GN: I remember when the Pelicans were flirting with the top seed for a good chunk of last season before Williamson degenerated into a heap of crab meat, and I was terrified by the possibility that it would be the closest they’d ever get to relevance with him at the helm. It’s a relief to see this deep, mean New Orleans squad thriving in this tournament, even when their cubic hero has a quiet night. Even if the NBA never has the luxury of marketing a healthy Zion Williamson in May, at least now it has him healthy in December. He had a flurry of nice games before Tuesday, and I think the Kings did an admirable job of throwing help and walling off his concussive driving game, so I’d expect him to bring it again in the next round.
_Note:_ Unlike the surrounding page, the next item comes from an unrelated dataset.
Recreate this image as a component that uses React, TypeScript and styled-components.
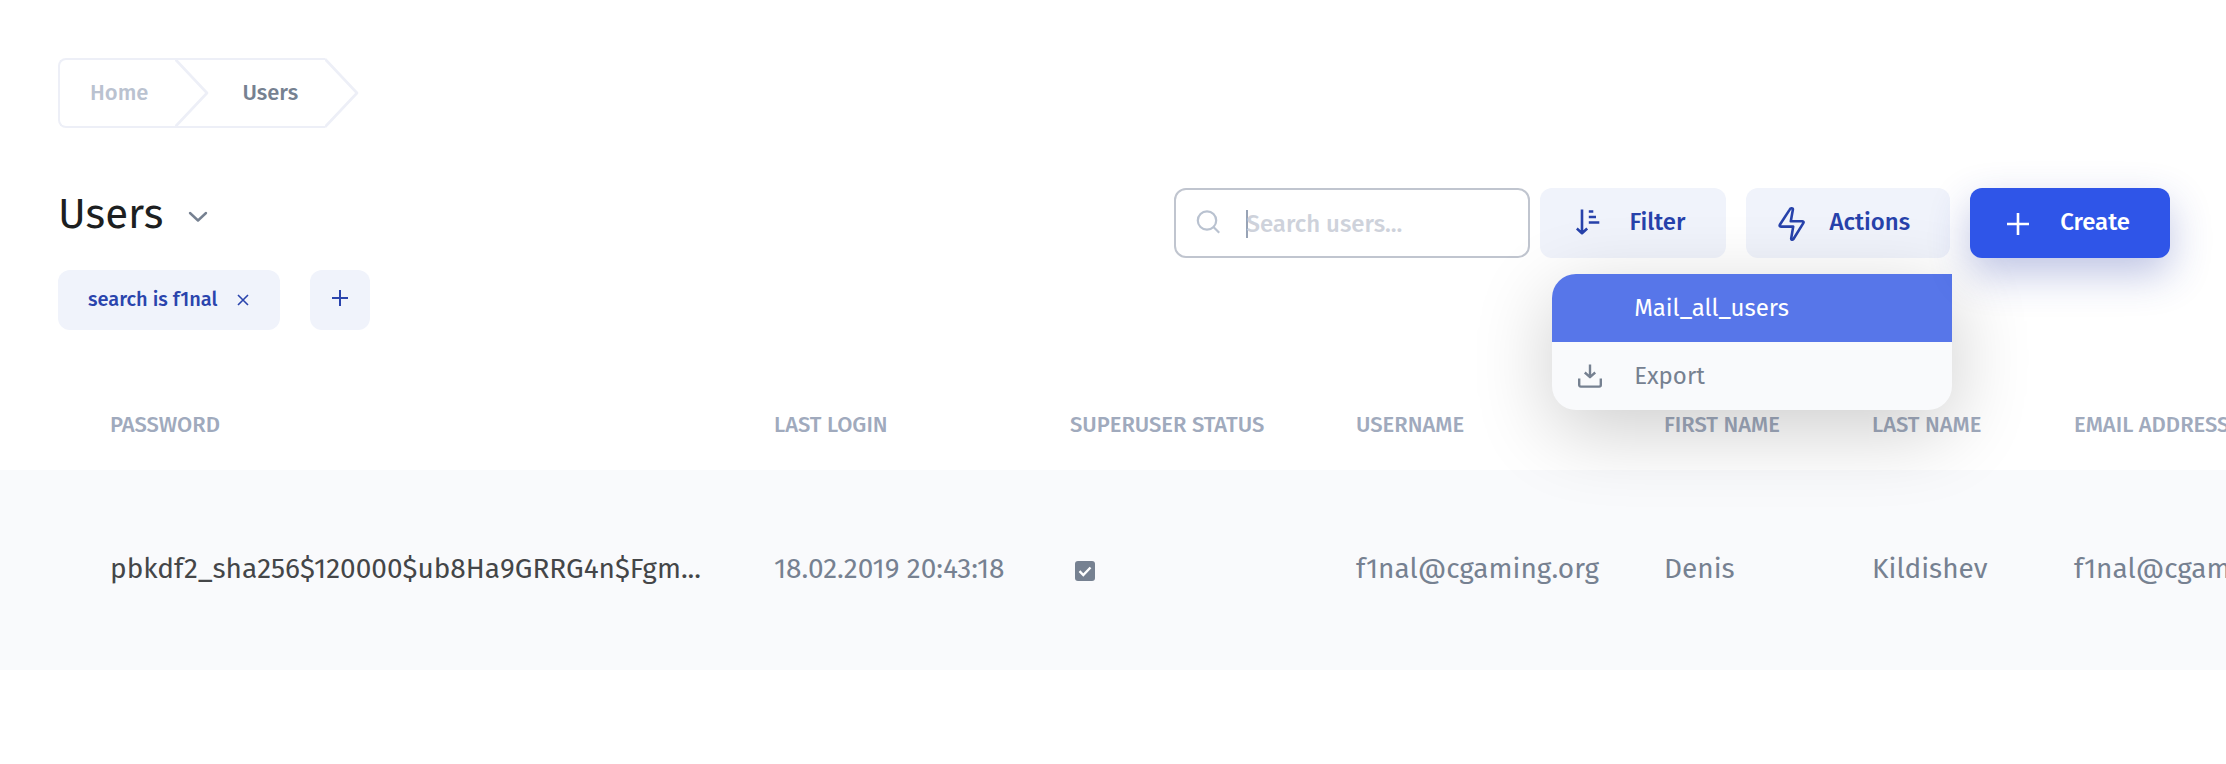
import React from "react";
import styled, { createGlobalStyle } from "styled-components";

const GlobalStyle = createGlobalStyle`
  *, *::before, *::after { box-sizing: border-box; }
  body {
    margin: 0;
    background: #ffffff;
    font-family: "Fira Sans", Roboto, "Noto Sans", sans-serif;
    color: #768191;
    overflow-x: hidden;
  }
  button, input { font-family: inherit; }
  button { cursor: pointer; }
  svg { flex-shrink: 0; }
`;

const Page = styled.main`
  padding-top: 58px;
  overflow: hidden;
`;

const Trail = styled.ol`
  display: flex;
  margin: 0 56px 0 58px;
  padding: 0;
  list-style: none;
`;

const Crumb = styled.li<{ $first?: boolean }>`
  position: relative;
  display: flex;
  align-items: center;
  height: 70px;
  padding: 0 27px 0 ${(p) => (p.$first ? 30 : 67)}px;
  border: 2px solid #edeff7;
  border-right: 0;
  border-left-width: ${(p) => (p.$first ? 2 : 0)}px;
  border-radius: ${(p) => (p.$first ? "8px 0 0 8px" : "0")};
`;

const CrumbLink = styled.a<{ $current?: boolean }>`
  font-size: 22px;
  font-weight: 500;
  line-height: 26px;
  text-decoration: none;
  color: ${(p) => (p.$current ? "#768191" : "#bac2d0")};
`;

const CrumbArrow = styled.svg`
  position: absolute;
  top: -2px;
  right: -34px;
  fill: none;
  stroke: #edeff7;
  stroke-width: 2.6;
  stroke-linejoin: round;
`;

const Header = styled.header`
  display: flex;
  justify-content: space-between;
  align-items: flex-start;
  margin: 60px 56px 0 58px;
`;

const TitleRow = styled.div`
  display: flex;
  align-items: center;
  gap: 26px;
  height: 50px;
  padding-top: 2px;
`;

const Title = styled.h1`
  margin: 0;
  font-size: 42px;
  font-weight: 400;
  line-height: 50px;
  color: #1d1f21;
`;

const PlainButton = styled.button`
  display: flex;
  padding: 6px 0 0;
  border: 0;
  background: none;
  color: inherit;
`;

const Chips = styled.div`
  display: flex;
  gap: 30px;
  margin-top: 32px;
`;

const Chip = styled.button<{ $square?: boolean }>`
  display: flex;
  align-items: center;
  justify-content: center;
  gap: 20px;
  height: 60px;
  min-width: 60px;
  padding: ${(p) => (p.$square ? "0 0 4px" : "0 31px 2px 30px")};
  border: 0;
  border-radius: 12px;
  background: #f0f3fb;
  color: #2a44ad;
  font-size: 20px;
  font-weight: 500;
  line-height: 24px;
`;

const RemoveIcon = styled.svg`
  margin-top: 2px;
`;

const Tools = styled.div`
  display: flex;
`;

const SearchBox = styled.label`
  display: flex;
  align-items: center;
  width: 356px;
  height: 70px;
  margin-right: 10px;
  padding: 2px 20px 0;
  border: 2px solid #c0c5cf;
  border-radius: 12px;
  color: #b9c2d0;
  & > svg { margin-bottom: 4px; }
`;

const Caret = styled.span`
  flex: none;
  width: 2px;
  height: 28px;
  margin: 0 -2px 0 26px;
  background: #98a3b5;
`;

const SearchInput = styled.input`
  flex: 1;
  min-width: 0;
  padding: 0;
  border: 0;
  outline: 0;
  background: transparent;
  font-size: 24px;
  font-weight: 500;
  line-height: 28px;
  color: #768191;
  &::placeholder { color: #ced2db; opacity: 1; }
`;

const ToolButton = styled.button<{ $primary?: boolean; $gap: number }>`
  position: relative;
  z-index: ${(p) => (p.$primary ? 2 : 0)};
  display: flex;
  align-items: center;
  gap: ${(p) => p.$gap}px;
  height: 70px;
  padding: 0 40px 2px 36px;
  border: 0;
  border-radius: 12px;
  background: ${(p) => (p.$primary ? "#2f55e8" : "#f0f3fb")};
  color: ${(p) => (p.$primary ? "#ffffff" : "#2742ab")};
  box-shadow: ${(p) => (p.$primary ? "0 16px 40px rgba(40, 58, 165, 0.3)" : "none")};
  font-size: 24px;
  font-weight: 500;
  line-height: 28px;
  & > svg { margin-top: ${(p) => (p.$primary ? 4 : 0)}px; }
`;

const ButtonGroup = styled.div`
  display: flex;
  gap: 20px;
`;

const MenuAnchor = styled.div`
  position: relative;
`;

const Menu = styled.div`
  position: absolute;
  z-index: 1;
  top: 86px;
  right: -2px;
  width: 400px;
  border-radius: 24px 0 24px 24px;
  overflow: hidden;
  background: #f9fafc;
  box-shadow: 0 20px 80px rgba(0, 0, 0, 0.2);
`;

const MenuItem = styled.button<{ $active?: boolean }>`
  display: grid;
  grid-template-columns: 24px 1fr;
  column-gap: 32px;
  align-items: center;
  width: 100%;
  height: 68px;
  padding: 0 26px;
  border: 0;
  background: ${(p) => (p.$active ? "#5776e9" : "transparent")};
  color: ${(p) => (p.$active ? "#ffffff" : "#768191")};
  font-size: 24px;
  line-height: 28px;
  text-align: left;
`;

const MenuLabel = styled.span`
  grid-column: 2;
`;

const TableScroll = styled.div`
  margin-top: 48px;
  overflow: hidden;
`;

const Table = styled.table`
  width: 100%;
  table-layout: fixed;
  border-collapse: collapse;
`;

const Column = styled.col<{ $width?: number }>`
  width: ${(p) => (p.$width ? `${p.$width}px` : "auto")};
`;

const HeadCell = styled.th`
  height: 92px;
  padding: 2px 0 0;
  text-align: left;
  white-space: nowrap;
  text-transform: uppercase;
  font-size: 22px;
  font-weight: 500;
  line-height: 26px;
  color: #a0aabd;
  &:first-child { padding-left: 110px; }
`;

const Row = styled.tr`
  background: #f9fafc;
`;

const Cell = styled.td`
  height: 200px;
  padding: 0 0 2px;
  white-space: nowrap;
  font-size: 28px;
  line-height: 34px;
  &:first-child {
    padding-left: 110px;
    color: #444648;
  }
`;

const StatusMark = styled.label`
  display: grid;
  width: max-content;
  margin: 4px 0 0 5px;
  & > * { grid-area: 1 / 1; }
`;

const StatusBox = styled.input`
  appearance: none;
  width: 20px;
  height: 20px;
  margin: 0;
  border-radius: 3px;
  background: #768191;
`;

const Check = styled.svg`
  pointer-events: none;
`;

const columns = [
  { label: "Password", width: 774 },
  { label: "Last login", width: 296 },
  { label: "Superuser status", width: 286 },
  { label: "Username", width: 308 },
  { label: "First name", width: 208 },
  { label: "Last name", width: 202 },
  { label: "Email address", width: undefined },
];

function ChevronIcon() {
  return (
    <svg width="18" height="10" viewBox="0 0 18 10" fill="none" stroke="#768191" strokeWidth="2.4" strokeLinecap="round" strokeLinejoin="round" overflow="visible">
      <path d="M1 1l8 7.500L17 1" />
    </svg>
  );
}

function SearchIcon() {
  return (
    <svg width="24" height="24" viewBox="0 0 24 24" fill="none" stroke="currentColor" strokeWidth="2.2">
      <circle cx="11" cy="10.500" r="9.200" />
      <path d="M17 16.500l6.200 6.200" />
    </svg>
  );
}

function PlusIcon({ size, stroke }: { size: number; stroke: number }) {
  const c = size / 2;
  return (
    <svg width={size} height={size} viewBox={`0 0 ${size} ${size}`} fill="none" stroke="currentColor" strokeWidth={stroke}>
      <path d={`M${c} 1v${size - 2}M1 ${c}h${size - 2}`} />
    </svg>
  );
}

function SortIcon() {
  return (
    <svg width="24" height="26" viewBox="0 0 24 26" fill="none" stroke="currentColor" strokeWidth="2.6">
      <path d="M6 0.500v24M0.800 19.500L6 24.200l5.200-4.700" strokeLinejoin="round" />
      <path d="M12.800 2.500h4.500M12.800 8h7.200M12.800 13.500h10.500" />
    </svg>
  );
}

function BoltIcon() {
  return (
    <svg width="24" height="34" viewBox="2 -2 24 34" fill="none" stroke="currentColor" strokeWidth="2.600" strokeLinejoin="round" overflow="visible">
      <path d="M11.300 1.300C12.500 1 13 1.500 12.900 2.600L10.800 14.300H22.500c1.200 0 1.300 1 .8 1.800L13.300 32.200c-.8 1-2.300.7-2.100-.8L13.200 19.600H1c-1.400 0-1.700-1-1-2.100L9.700 2.600c.4-.7.900-1.200 1.600-1.300z" />
    </svg>
  );
}

function ExportIcon() {
  return (
    <svg width="24" height="24" viewBox="0 0 24 24" fill="none" stroke="currentColor" strokeWidth="2.400" strokeLinejoin="round">
      <path d="M12 0.500v12.500M6.800 8.500L12 13.200l5.200-4.700M1.200 14.500V21a1.600 1.600 0 0 0 1.600 1.600h18.400a1.600 1.600 0 0 0 1.600-1.600v-6.500" />
    </svg>
  );
}

export default function App() {
  return (
    <>
      <GlobalStyle />
      <Page>
        <nav aria-label="Breadcrumb">
          <Trail>
            <Crumb $first>
              <CrumbLink href="#home">Home</CrumbLink>
              <CrumbArrow width="34" height="70" viewBox="0 0 34 70">
                <path d="M0 1l32 34L0 69" />
              </CrumbArrow>
            </Crumb>
            <Crumb>
              <CrumbLink href="#users" $current aria-current="page">Users</CrumbLink>
              <CrumbArrow width="34" height="70" viewBox="0 0 34 70">
                <path d="M0 1l32 34L0 69" />
              </CrumbArrow>
            </Crumb>
          </Trail>
        </nav>

        <Header>
          <div>
            <TitleRow>
              <Title>Users</Title>
              <PlainButton aria-label="Choose model"><ChevronIcon /></PlainButton>
            </TitleRow>
            <Chips>
              <Chip>
                search is f1nal
                <RemoveIcon width="12" height="12" viewBox="0 0 12 12" stroke="currentColor" strokeWidth="1.600">
                  <path d="M1 1l10 10M11 1L1 11" />
                </RemoveIcon>
              </Chip>
              <Chip $square aria-label="Add filter"><PlusIcon size={18} stroke={2} /></Chip>
            </Chips>
          </div>

          <Tools>
            <SearchBox>
              <SearchIcon />
              <Caret />
              <SearchInput type="text" placeholder="Search users..." aria-label="Search users" />
            </SearchBox>
            <ButtonGroup>
              <ToolButton $gap={29}><SortIcon />Filter</ToolButton>
              <MenuAnchor>
                <ToolButton $gap={24}><BoltIcon />Actions</ToolButton>
                <Menu role="menu">
                  <MenuItem role="menuitem" $active><MenuLabel>Mail_all_users</MenuLabel></MenuItem>
                  <MenuItem role="menuitem"><ExportIcon /><MenuLabel>Export</MenuLabel></MenuItem>
                </Menu>
              </MenuAnchor>
              <ToolButton $primary $gap={30}><PlusIcon size={24} stroke={2.6} />Create</ToolButton>
            </ButtonGroup>
          </Tools>
        </Header>

        <TableScroll>
          <Table>
            <colgroup>
              {columns.map((c) => <Column key={c.label} $width={c.width} />)}
            </colgroup>
            <thead>
              <tr>{columns.map((c) => <HeadCell key={c.label} scope="col">{c.label}</HeadCell>)}</tr>
            </thead>
            <tbody>
              <Row>
                <Cell>pbkdf2_sha256$120000$ub8Ha9GRRG4n$Fgm...</Cell>
                <Cell>18.02.2019 20:43:18</Cell>
                <Cell>
                  <StatusMark>
                    <StatusBox type="checkbox" defaultChecked aria-label="Superuser status" />
                    <Check width="20" height="20" viewBox="0 0 20 20" fill="none" stroke="#ffffff" strokeWidth="2.400">
                      <path d="M4.500 10.200l3.800 3.800 7.200-7.500" />
                    </Check>
                  </StatusMark>
                </Cell>
                <Cell>f1nal@cgaming.org</Cell>
                <Cell>Denis</Cell>
                <Cell>Kildishev</Cell>
                <Cell>f1nal@cgaming.org</Cell>
              </Row>
            </tbody>
          </Table>
        </TableScroll>
      </Page>
    </>
  );
}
I am not a Brandon Ingram guy, but he dutifully distributed nationwide doses of the real-hooper pill with his 30-8-6. I liked watching Jose Alvarado being a little fucker, and Jonas Valanciunas taking it to his fellow enormous countryman. I especially loved the lanky tandem of Trey Murphy and Herb Jones, ripping threes and going coast-to-coast. This tournament has created a LeBron James vs. Zion Williamson game with some real stakes. No complaints here.
PR: The IST is obviously smaller stakes, but something I keep coming back to is that all these guys are hyper-competitive and will go as hard as possible if given the opportunity. Schedule wonkiness on the back end be damned, when else have early-winter hoops been worth a shit like this?
GN: You’d have to go all the way back to this game in 2019 to find such thrills.